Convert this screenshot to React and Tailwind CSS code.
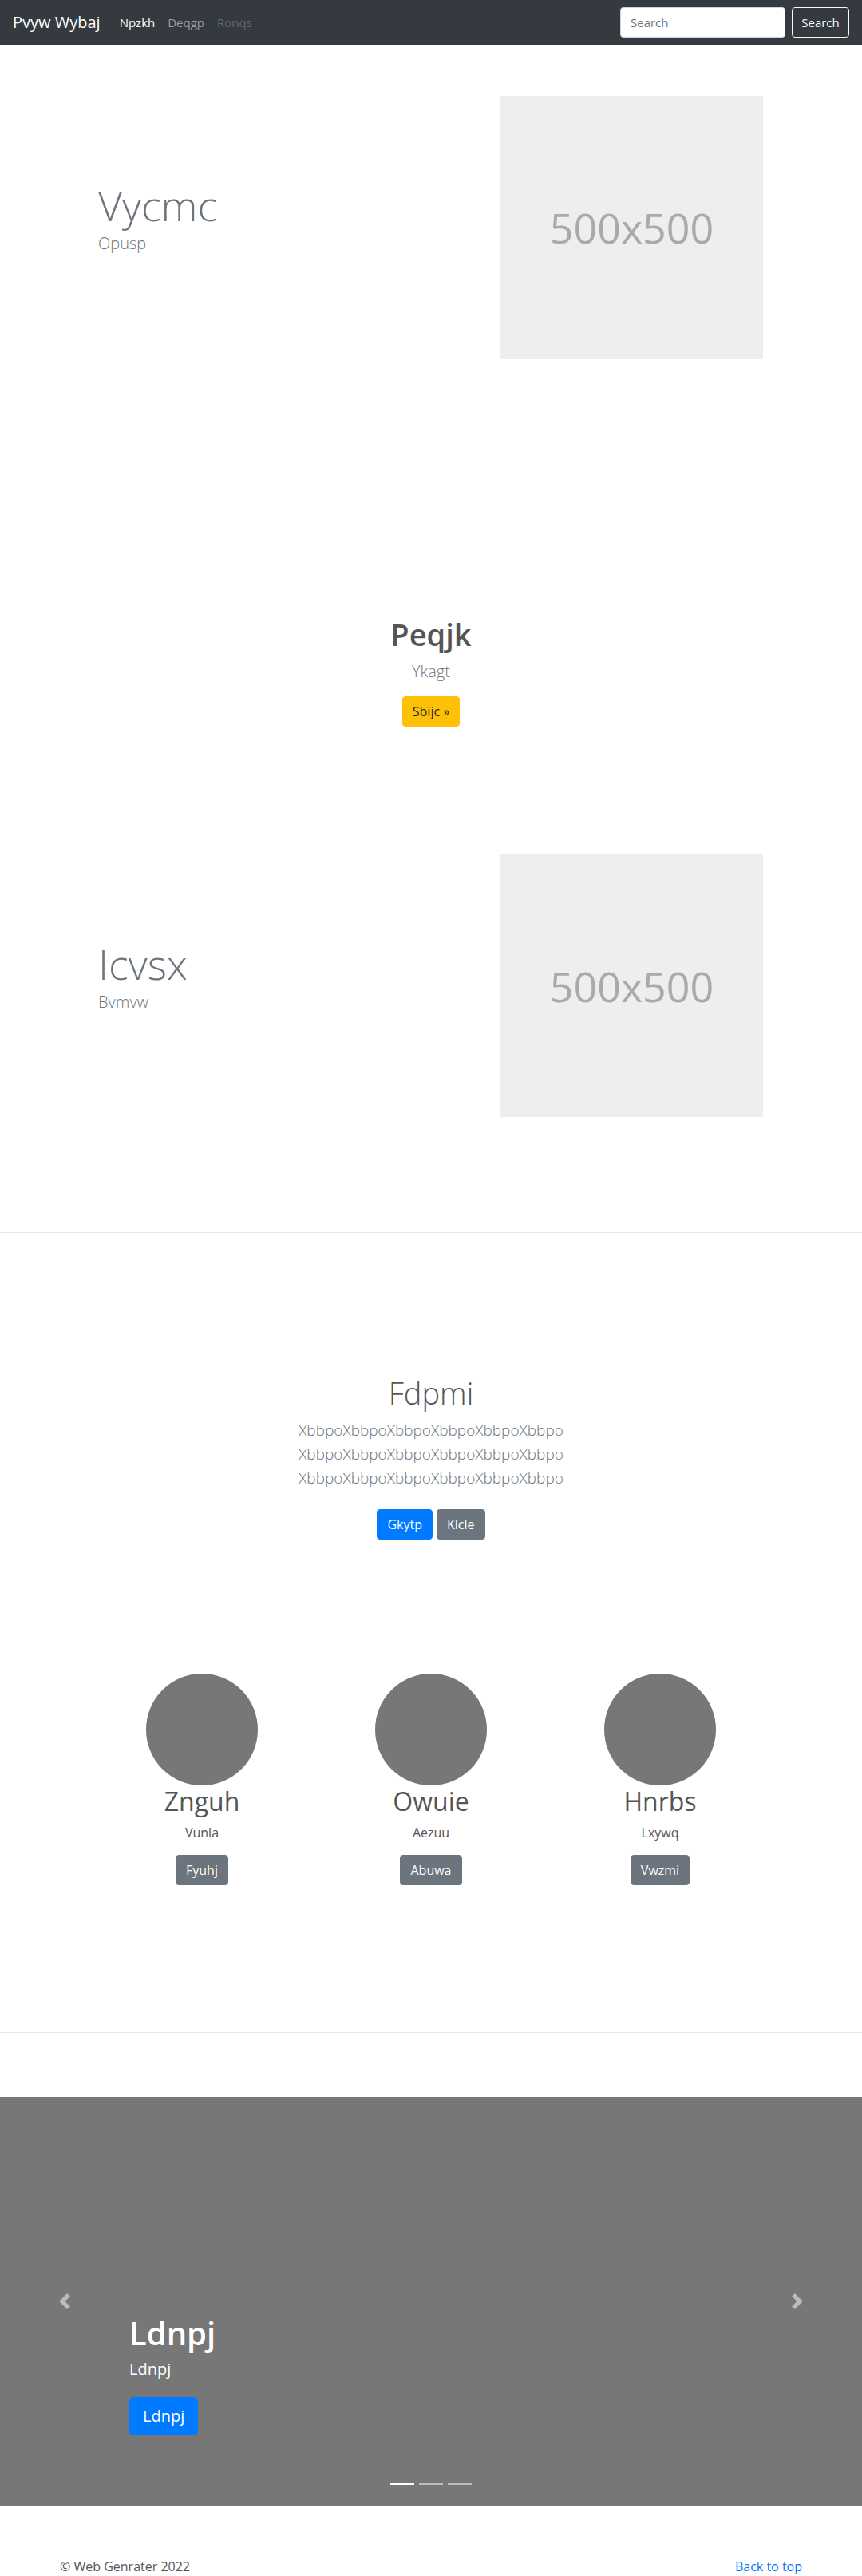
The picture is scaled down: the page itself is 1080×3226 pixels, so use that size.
import React from "react";

function Placeholder() {
  return (
    <div className="w-[329px] h-[329px] bg-[#eeeeee] flex items-center justify-center text-[52px] leading-none text-[#aaaaaa]">
      500x500
    </div>
  );
}

function Feature({ title, sub }) {
  return (
    <section className="pt-16 pb-16">
      <div className="mx-auto w-[960px] px-[15px] flex items-start">
        <div className="w-1/2 pl-12 pt-[106px]">
          <h1 className="text-[52px] leading-[1.2] font-light text-[#6c757d] mb-[2px]">{title}</h1>
          <p className="text-[20px] leading-[1.5] font-light text-[#6c757d]">{sub}</p>
        </div>
        <div className="w-1/2 pl-[87px]">
          <Placeholder />
        </div>
      </div>
    </section>
  );
}

function Divider() {
  return <hr className="my-20 h-0 border-0 border-t border-[#e5e5e5]" />;
}

function Member({ name, role, btn }) {
  return (
    <div className="flex flex-col items-center text-center">
      <div className="w-[140px] h-[140px] rounded-full bg-[#777777]" />
      <h2 className="text-[32px] leading-[1.2] font-normal text-[#555555] mt-px mb-2">{name}</h2>
      <p className="text-[16px] leading-6 text-[#555555] mb-4">{role}</p>
      <button className="bg-[#6c757d] text-white text-[16px] leading-6 px-3 py-[6px] rounded border border-[#6c757d]">
        {btn}
      </button>
    </div>
  );
}

export default function App() {
  return (
    <div className="font-['Open_Sans',sans-serif] text-[#212529] bg-white">
      {/* Navbar */}
      <nav className="h-14 bg-[#343a40] flex items-center px-4">
        <span className="text-white text-[20px] leading-[30px] mr-4">Pvyw Wybaj</span>
        <ul className="flex items-center text-[15px] leading-6">
          <li className="px-2 text-white">Npzkh</li>
          <li className="px-2 text-white/50">Deqgp</li>
          <li className="px-2 text-white/25">Ronqs</li>
        </ul>
        <form className="ml-auto flex items-center gap-2">
          <input
            type="text"
            placeholder="Search"
            className="w-[207px] h-[38px] bg-white rounded border border-[#ced4da] px-3 text-[15px] text-[#495057] placeholder:text-[#6c757d] outline-none"
          />
          <button
            type="button"
            className="h-[38px] w-[72px] rounded border border-[#f8f9fa] text-[#f8f9fa] text-[15px] leading-6"
          >
            Search
          </button>
        </form>
      </nav>

      <Feature title="Vycmc" sub="Opusp" />
      <Divider />

      {/* Centered call to action */}
      <section className="py-24 text-center">
        <h1 className="text-[38px] leading-[48px] font-semibold text-[#555555] mb-2">Peqjk</h1>
        <p className="text-[20px] leading-[1.5] font-light text-[#6c757d] mb-4">Ykagt</p>
        <button className="bg-[#ffc107] border border-[#ffc107] text-[#212529] text-[16px] leading-6 px-3 py-[6px] rounded">
          Sbijc »
        </button>
      </section>

      <Feature title="Icvsx" sub="Bvmvw" />
      <Divider />

      {/* Jumbotron */}
      <section className="py-24 text-center">
        <h1 className="text-[38px] leading-[48px] font-light text-[#555555] mb-2">Fdpmi</h1>
        <div className="text-[19px] leading-[30px] font-light text-[#6c757d] pb-4">
          <p>XbbpoXbbpoXbbpoXbbpoXbbpoXbbpo</p>
          <p>XbbpoXbbpoXbbpoXbbpoXbbpoXbbpo</p>
          <p>XbbpoXbbpoXbbpoXbbpoXbbpoXbbpo</p>
        </div>
        <div className="flex justify-center gap-[5px] py-2">
          <button className="bg-[#007bff] border border-[#007bff] text-white text-[16px] leading-6 px-3 py-[6px] rounded">
            Gkytp
          </button>
          <button className="bg-[#6c757d] border border-[#6c757d] text-white text-[16px] leading-6 px-3 py-[6px] rounded">
            Klcle
          </button>
        </div>
      </section>

      {/* Team */}
      <section className="pt-16 pb-[104px]">
        <div className="mx-auto w-[861px] grid grid-cols-3">
          <Member name="Znguh" role="Vunla" btn="Fyuhj" />
          <Member name="Owuie" role="Aezuu" btn="Abuwa" />
          <Member name="Hnrbs" role="Lxywq" btn="Vwzmi" />
        </div>
      </section>

      <Divider />

      {/* Carousel */}
      <section className="relative h-[512px] bg-[#777777] mb-16 overflow-hidden">
        <div className="absolute left-0 top-0 bottom-0 w-[15%] flex items-center justify-center opacity-50">
          <svg width="20" height="20" viewBox="0 0 8 8" fill="#ffffff">
            <path d="M5.25 0l-4 4 4 4 1.5-1.5L4.25 4l2.5-2.5L5.25 0z" />
          </svg>
        </div>
        <div className="absolute right-0 top-0 bottom-0 w-[15%] flex items-center justify-center opacity-50">
          <svg width="20" height="20" viewBox="0 0 8 8" fill="#ffffff">
            <path d="M2.75 0l-1.5 1.5L3.75 4l-2.5 2.5L2.75 8l4-4-4-4z" />
          </svg>
        </div>
        <div className="absolute left-[15%] right-[15%] bottom-[88px] text-left text-white flex flex-col items-start">
          <h1 className="text-[40px] leading-[1.2] font-semibold mb-[6px]">Ldnpj</h1>
          <p className="text-[20px] leading-[1.5] mb-[20px]">Ldnpj</p>
          <button className="bg-[#007bff] border border-[#007bff] text-white text-[20px] leading-[1.5] px-4 py-2 rounded-[5px]">
            Ldnpj
          </button>
        </div>
        <div className="absolute left-0 right-0 bottom-[26px] flex justify-center gap-[6px]">
          <span className="block w-[30px] h-[3px] bg-white" />
          <span className="block w-[30px] h-[3px] bg-white/50" />
          <span className="block w-[30px] h-[3px] bg-white/50" />
        </div>
      </section>

      {/* Footer */}
      <footer className="mx-auto w-[960px] px-[15px] flex justify-between text-[16px] leading-6">
        <p className="text-[#555555]">© Web Genrater 2022</p>
        <a href="#" className="text-[#007bff]">Back to top</a>
      </footer>
    </div>
  );
}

..........

▸ **To do**
Copy every line of the listing that includes the string "React".

▸ **Output for this exercise**
Convert this screenshot to React and Tailwind CSS code.
import React from "react";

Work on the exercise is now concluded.